What's been said . . .
Freddie Randall - bandleader
Dave Shepherd and I needed a replacement for the great George Chisholm, and set up an audition for Dave Hewett. We'd never heard of him, but he came recommended from "Swing Shop" proprietor Dave Carey. Dave played, and straight away we could tell " 'is ears was in the right places" - We'd found our man.
Ralph Lang - Jazz Critic - CD Review
A devotee of the Condon style trombonists, Dave became one of the heirs apparent to the Roy Crimmins crown when the latter emigrated. Sporting an enviable brass technique fashioned during his youthful Salvation Army musical training, he doubles with astonishing virtuosity on both cornet and baritone horn. "Stardust" features Dave Hewett's excellent Harry James/Ziggy Elman inspired trumpet technique in duet with Benny Cohen. And not since Dick Carey has anyone seriously featured a member of the horn family in a Dixieland format. Hewett roars away with some sparkling solos on 'It's a Sin to Tell a Lie' and 'How Can You Face Me', demonstrating how much more suitable the baritone horn can be than certain other unusual instruments pressed into jazz service - like the harp, oboe, synthesiser, and bagpipes!

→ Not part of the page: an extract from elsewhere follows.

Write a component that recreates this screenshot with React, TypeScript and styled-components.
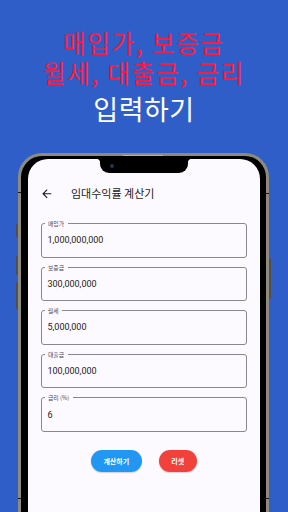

Dick Laurie - 'Hot News International'
It is invidious to select any of the band for special mention, but Dave's trombone style really does stand out as totally original, while being completely within the idiom. On one number Dave puts down the trombone and baritone horn for an excursion on cornet!
Alan Tullett - The Jazz Mag
Whilst reluctant to single out individual performances from a septet of first class musicians, I must mention the tone and phrasing of Alan Elsdon's slide and valves man Dave Hewett, best summed up in Pop Larkins terms as 'perfick!'
Dick Sudhalter - Jazz Journal International
Dave was just about resigned to spending the rest of his days selling courgettes and asparagus out Caterham way, when Freddie Randall happened on him. He's a real find: a tasteful and dependable player with enthusiasm and obvious feel for the music. He reflects admiration for the music of Teagarden - Cutshall and McGarity, and surprisingly, even a liberal dollop of Tyree Glen. He's good - watch him!